Iran police crackdown ‘targets posh cars’

IRANIAN police have launched a crackdown on irreverent social behavior, seizing cars whose drivers were deemed to be harassing women.

“Tehran police have seized 20 foreign-made, high-end cars which harassed women in the north and northwest of the capital,” IRNA said without explaining what amounted to harassment, , the state IRNA news agency reported.

Another 40 cars were confiscated in eastern Tehran on Saturday as part of the crackdown authorities said is aimed at boosting security.
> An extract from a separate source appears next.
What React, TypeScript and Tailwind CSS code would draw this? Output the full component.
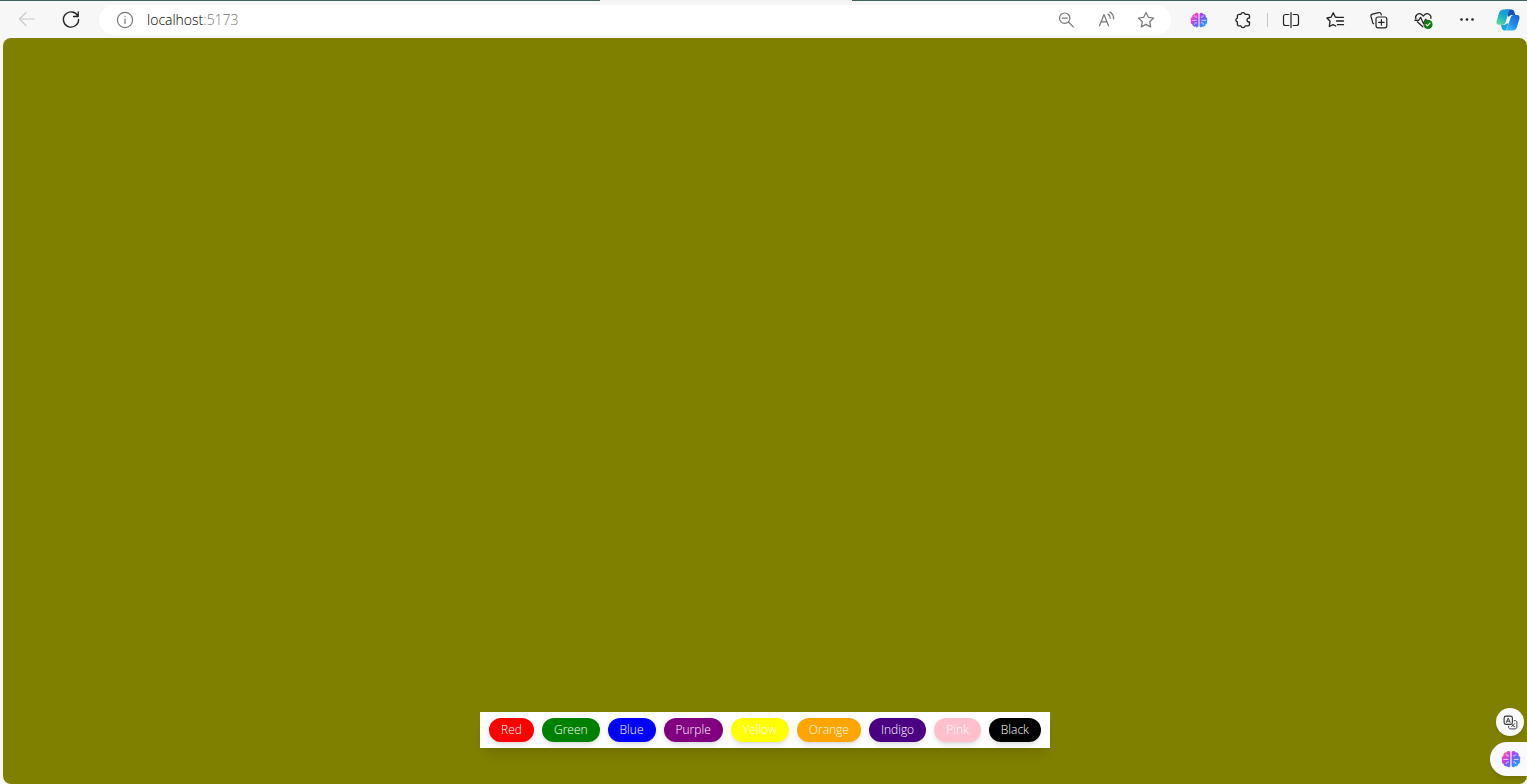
import { useState, type ReactNode } from "react";

const COLORS = [
  { label: "Red", value: "red" },
  { label: "Green", value: "green" },
  { label: "Blue", value: "blue" },
  { label: "Purple", value: "purple" },
  { label: "Yellow", value: "yellow" },
  { label: "Orange", value: "orange" },
  { label: "Indigo", value: "indigo" },
  { label: "Pink", value: "pink" },
  { label: "Black", value: "black" },
];

function Icon({ children, className = "size-5" }: { children: ReactNode; className?: string }) {
  return (
    <svg
      viewBox="0 0 20 20"
      className={className}
      fill="none"
      stroke="currentColor"
      strokeWidth="1.2"
      strokeLinecap="round"
      strokeLinejoin="round"
      aria-hidden="true"
    >
      {children}
    </svg>
  );
}

function ToolButton({ label, children }: { label: string; children: ReactNode }) {
  return (
    <button type="button" aria-label={label} className="flex h-8 w-11 shrink-0 items-center justify-center text-[#222]">
      {children}
    </button>
  );
}

function FieldButton({ label, children }: { label: string; children: ReactNode }) {
  return (
    <button type="button" aria-label={label} className="flex h-7 w-10 shrink-0 items-center justify-center text-[#777]">
      {children}
    </button>
  );
}

function Brain({ id, className }: { id: string; className: string }) {
  return (
    <svg viewBox="0 0 20 20" className={className} aria-hidden="true">
      <defs>
        <linearGradient id={id} x1="0" y1="0" x2="0.9" y2="0.8">
          <stop offset="0" stopColor="#ff9a3c" />
          <stop offset="0.28" stopColor="#f040c8" />
          <stop offset="0.58" stopColor="#8a4dff" />
          <stop offset="1" stopColor="#1fa2ff" />
        </linearGradient>
      </defs>
      <path
        fill={`url(#${id})`}
        d="M9.4 3C8.6 1.4 6.2 1.6 5.5 3.3 3.4 3.3 1.9 4.8 2.5 6.7.6 7.5.2 9.5 1.2 10.9c-.9 1.7-.2 3.4 1.5 4.1.2 1.7 1.8 2.7 3.3 2.3.8 1.2 2.6 1.2 3.4 0zM10.6 3c.8-1.6 3.2-1.4 3.9.3 2.1 0 3.6 1.5 3 3.4 1.9.8 2.3 2.8 1.3 4.2.9 1.7.2 3.4-1.5 4.1-.2 1.7-1.8 2.7-3.3 2.3-.8 1.2-2.6 1.2-3.4 0z"
      />
      <path
        fill="none"
        stroke="#fff"
        strokeOpacity="0.85"
        strokeWidth="0.9"
        strokeLinecap="round"
        d="M5.2 5.3c.1 1.3 1.1 1.8 2.3 1.6M2.8 10.4h4.2M5.1 14.7c0-1.3 1-1.9 2.3-1.6M14.8 5.3c-.1 1.3-1.1 1.8-2.3 1.6M17.2 10.4H13M14.9 14.7c0-1.3-1-1.9-2.3-1.6"
      />
    </svg>
  );
}

function Copilot() {
  return (
    <svg viewBox="0 0 24 24" className="size-6" aria-hidden="true">
      <defs>
        <linearGradient id="cp-left" x1="0.8" y1="0" x2="0.25" y2="1">
          <stop offset="0" stopColor="#1f8fe0" />
          <stop offset="0.5" stopColor="#18b0c8" />
          <stop offset="1" stopColor="#5fd89a" />
        </linearGradient>
        <linearGradient id="cp-right" x1="0.9" y1="0" x2="0.2" y2="1">
          <stop offset="0" stopColor="#1763d0" />
          <stop offset="0.5" stopColor="#2186e8" />
          <stop offset="1" stopColor="#35c0fa" />
        </linearGradient>
      </defs>
      <path fill="#1550b4" d="M9 1.5h6.6c1.7 0 2.4 1 2.8 2.4l.9 3.1h-3c-1.8 0-2.8.5-3.4 2.2L11 6z" />
      <path
        fill="url(#cp-left)"
        d="M7.4 1.5h7.2c-1.2.6-1.6 1.6-2 3.1L9.9 13.5c-.6 2-1.8 3.3-3.8 3.3H3c-2.2 0-3-1.7-2.4-3.8l2.5-8.2c.6-2 2.2-3.3 4.3-3.3z"
      />
      <path fill="#18a5e0" d="M4.8 16.8h3c1.5 0 2.5-.5 3.1-2l1.7.2-1.4 4.2c-.5 1.6-1.1 2.8-2.2 3.2H8.6c-1.7 0-2.4-1-2.8-2.4z" />
      <path
        fill="url(#cp-right)"
        d="M16.6 22.5H9c1.3-.5 1.9-1.7 2.4-3.2l3-9c.6-2 1.5-3.3 3.5-3.3H21c2.2 0 3 1.7 2.4 3.8l-2.5 8.4c-.6 2-2.2 3.3-4.3 3.3z"
      />
      <path fill="#f7f7f8" d="M12.7 8.6h2.1l-2.3 6.8h-2.1z" />
    </svg>
  );
}

function BrowserBar() {
  return (
    <header className="flex shrink-0 flex-col bg-[#f7f7f8]">
      <div className="grid h-px grid-cols-[600fr_252fr_675fr] bg-[#3f625f]">
        <div className="col-start-2 bg-[#f2f2f2]" />
      </div>
      <div className="flex h-[37px] items-center pl-[5px]">
        <button type="button" aria-label="Back" className="flex h-8 w-11 items-center justify-center text-[#cacaca]">
          <Icon>
            <path d="M17.5 9h-15M9 2.5 2.5 9 9 15.5" />
          </Icon>
        </button>
        <ToolButton label="Refresh">
          <Icon>
            <path strokeWidth="1.4" d="M16.9 6.3A7.6 7.6 0 1 0 17.6 9.5M17.2 1.9v4.6h-4.6" />
          </Icon>
        </ToolButton>
        <div className="ml-1.5 flex h-[30px] min-w-0 flex-1 items-center rounded-full bg-white pr-[5px] pl-4">
          <button type="button" aria-label="Site information" className="mr-3 text-[#777]">
            <Icon>
              <circle cx="10" cy="10" r="7.6" />
              <path d="M10 9v4.6M10 6.4v.2" />
            </Icon>
          </button>
          <p className="min-w-0 flex-1 font-['Open_Sans',sans-serif] text-sm font-light text-[#777]">
            <span className="text-black">localhost</span>:5173
          </p>
          <FieldButton label="Zoom out">
            <Icon>
              <circle cx="8.7" cy="8.2" r="5.2" />
              <path d="m12.5 12 4.8 4.8M6.3 8.2h4.8" />
            </Icon>
          </FieldButton>
          <FieldButton label="Read aloud">
            <Icon>
              <path d="M3.5 15.8 8 4.5l4.5 11.3M5.1 11.9h5.8M12 4.1c1.5.8 2.2 2.2 2.2 4.2M13.8 2c2.6 1.4 3.9 3.7 3.7 6.8" />
            </Icon>
          </FieldButton>
          <FieldButton label="Add to favorites">
            <Icon>
              <path d="m10 2.5 2.3 4.8 5.3.7-3.9 3.7 1 5.2-4.7-2.5-4.7 2.5 1-5.2L2.4 8l5.3-.7z" />
            </Icon>
          </FieldButton>
        </div>
        <div className="ml-1.5 flex items-center">
          <ToolButton label="AI assistant">
            <Brain id="brain-bar" className="size-[18px]" />
          </ToolButton>
          <ToolButton label="Extensions">
            <Icon>
              <path
                strokeWidth="1.3"
                d="M6 4.4h1.9a2.2 2.2 0 0 1 4.3 0h2.6c1 0 1.7.7 1.7 1.7v2h-1a2 2 0 0 0 0 3.9h1v2.2c0 1-.7 1.7-1.7 1.7h-2.6a2.2 2.2 0 0 1-4.3 0H6c-1 0-1.6-.7-1.6-1.7V12a2 2 0 0 1 0-3.9v-2c0-1 .6-1.7 1.6-1.7z"
              />
            </Icon>
          </ToolButton>
          <div className="flex w-1 justify-center">
            <div className="h-3.5 w-px bg-[#c4c4c4]" />
          </div>
          <ToolButton label="Split screen">
            <Icon>
              <path d="M7.8 4.5H4.5c-1.1 0-2 .9-2 2v7c0 1.1.9 2 2 2h3.3M12.2 4.5h3.3c1.1 0 2 .9 2 2v7c0 1.1-.9 2-2 2h-3.3M10 2.5v15" />
            </Icon>
          </ToolButton>
          <ToolButton label="Favorites">
            <Icon>
              <path
                strokeWidth="1.3"
                d="M12 7.3 10.3 7 8.2 2.8 6.1 7.2 2 8l3 3.3-.7 5.2 3.8-1.9 2.7 1.4M12.5 7.3h6M11.5 11h7M12.5 14.7h6"
              />
            </Icon>
          </ToolButton>
          <ToolButton label="Collections">
            <Icon>
              <rect x="7" y="7" width="10.8" height="10.8" rx="2" />
              <path d="M12.4 9.7v5.4M9.7 12.4h5.4M4.7 13.8l-.8-.5L2 6.5c-.3-1.2.3-2 1.4-2.3l6.4-1.6c1.2-.3 2 .3 2.3 1.4l.2.8" />
            </Icon>
          </ToolButton>
          <ToolButton label="Browser essentials">
            <Icon>
              <path d="M2.9 9c-1.5-3.8 3-7 6.2-4.2l1.2 1.2 1.2-1.2c2.9-2.7 7.1-.2 6.4 3.5M4.3 11.8l5.5 5M1.8 10.3h3.8l2-3 2.8 6.2 2.2-4.3 1 1.1" />
              <circle cx="15" cy="14.4" r="4.6" fill="#107c10" stroke="none" />
              <path stroke="#fff" d="m13.1 14.6 1.3 1.3 2.6-2.8" />
            </Icon>
          </ToolButton>
          <ToolButton label="Settings and more">
            <Icon>
              <g fill="currentColor" stroke="none">
                <circle cx="4.5" cy="9.5" r="1.3" />
                <circle cx="10" cy="9.5" r="1.3" />
                <circle cx="15.5" cy="9.5" r="1.3" />
              </g>
            </Icon>
          </ToolButton>
          <button type="button" aria-label="Copilot" className="flex w-[38px] items-center justify-center">
            <Copilot />
          </button>
        </div>
      </div>
    </header>
  );
}

export default function App() {
  const [color, setColor] = useState("olive");

  return (
    <div className="flex h-screen flex-col bg-[#f7f7f8]">
      <BrowserBar />
      <main
        className="relative ml-[3px] flex flex-1 items-end justify-center rounded-lg pb-9"
        style={{ backgroundColor: color }}
      >
        <div className="flex flex-wrap justify-center gap-2 bg-white px-[9px] py-1.5 shadow-lg">
          {COLORS.map(({ label, value }) => (
            <button
              key={value}
              type="button"
              onClick={() => setColor(value)}
              className="h-6 rounded-full px-3 font-['Open_Sans',sans-serif] text-xs font-light text-white shadow-md"
              style={{ backgroundColor: value }}
            >
              {label}
            </button>
          ))}
        </div>
        <div className="absolute right-0 bottom-2 flex flex-col items-end gap-1.5">
          <button
            type="button"
            aria-label="Translate"
            className="mr-[3px] flex size-7 items-center justify-center rounded-full bg-[#fafafa] text-[#333] shadow-md"
          >
            <Icon className="size-[15px]">
              <rect x="1.5" y="1.5" width="11" height="11" rx="2.5" strokeWidth="1.5" />
              <path d="M4.5 10 7 4l2.5 6M5.3 8.3h3.4M15 7.5h1.2c1.3 0 2.3 1 2.3 2.3v6.4c0 1.3-1 2.3-2.3 2.3H9.8c-1.3 0-2.3-1-2.3-2.3V15M11.5 15.5l4-4M12 12.5c.5 1.5 2 2.8 3.8 3.2" />
            </Icon>
          </button>
          <button
            type="button"
            aria-label="Open AI assistant"
            className="flex h-[34px] w-[37px] items-center justify-center rounded-l-full bg-[#fafafa] pl-1 shadow-md"
          >
            <Brain id="brain-float" className="size-5" />
          </button>
        </div>
      </main>
    </div>
  );
}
IRNA reported the seized cars, which police can hold for up to three months, were put on display in Tehran’s uptown Andarzgoo Boulevard, a popular cruising route for urban youths in the evenings.

Pictures carried by Borna news agency, an IRNA offshoot, showed cars parked along a Tehran street with placards on their tops that said: “Combating harassment of women.”

Drivers, including women, appeared to be haggling with police.

“They caught me with my girlfriend in the car. They seized the car and my drivers’ license,” a young man who asked not to be named said.

“Yes, the music was a bit too loud, but that’s all,” said the man whose Peugeot 206 was taken away on Saturday.

Summer-time crackdowns on what the authorities perceive as un-Islamic behavior and attire are common in Iran.

Youths, especially women, have faced tougher moral policing under President Mahmoud Ahmadinejad’s rule since 2005.

Thousands of women were arrested and warned about wearing figure-hugging short coats and flimsy headscarves in the streets of cities in defiance of the law which requires modest dressing.

The police also targeted young men sporting tight, low-slung jeans and funky hairdos.

Government critics have slammed the practice and Ahmadinejad’s opponents in the June 2009 election largely banked on it, vowing to get rid of the vice squad.